Con frecuencia nos asalta la pregunta: «¿por qué no soy todo lo feliz que anhelo?». Son muchos los que buscan la felicidad en sensaciones extremas que producen más vacío, más infelicidad. Con frecuencia nos identificamos con las decisiones equivocadas del hijo pródigo, pero siempre tenemos la libertad de desandar los caminos que esclavizan hasta encontrar el camino de la alegría.
Pablo felicita a los cristianos de Tesalónica por su aceptación sincera del Evangelio, por su conversión al único Dios y porque han aceptado a Jesús como Hijo de Dios, Señor resucitado (2ª lectura).
La fe en Jesús nos hace hermanos; la concordia es la condición para aceptar el Mandamiento principal de la Ley de Dios: «Amarás al Señor, tu Dios, con todo tu corazón, con toda tu alma, con todo tu ser…y al prójimo como a tí mismo» (Evangelio).
Afirmamos que estamos destinados a ser felices porque Dios nos ama, porque el encuentro con Dios acontece en nuestra vida si amamos al prójimo. La comunión con Dios y con los hermanos es el manantial perenne de la alegría que buscamos. «Yo te amo, Señor; tú eres mi fortaleza» (salmo 17). Que mi amor a Tí, Señor, se exprese en todas las personas en las que me esperas.

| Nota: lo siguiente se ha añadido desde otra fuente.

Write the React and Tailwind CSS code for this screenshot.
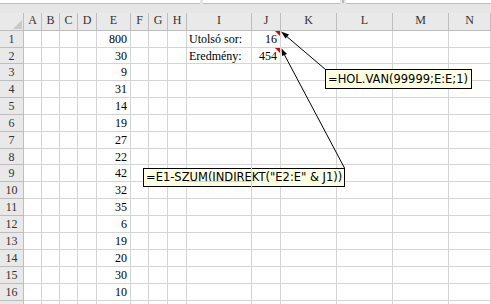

Israel experimentó que Dios es compasivo; la Alianza con el Compasivo lleva al «resto fiel» a cumplir su Mandamiento: «no oprimirás al forastero…no explotarás a la viuda ni al huérfano» (1ª lectura). Si somos imágenes de Dios somos compasivos; si somos compasivos vivimos felices porque hay más alegría en dar que en recibir.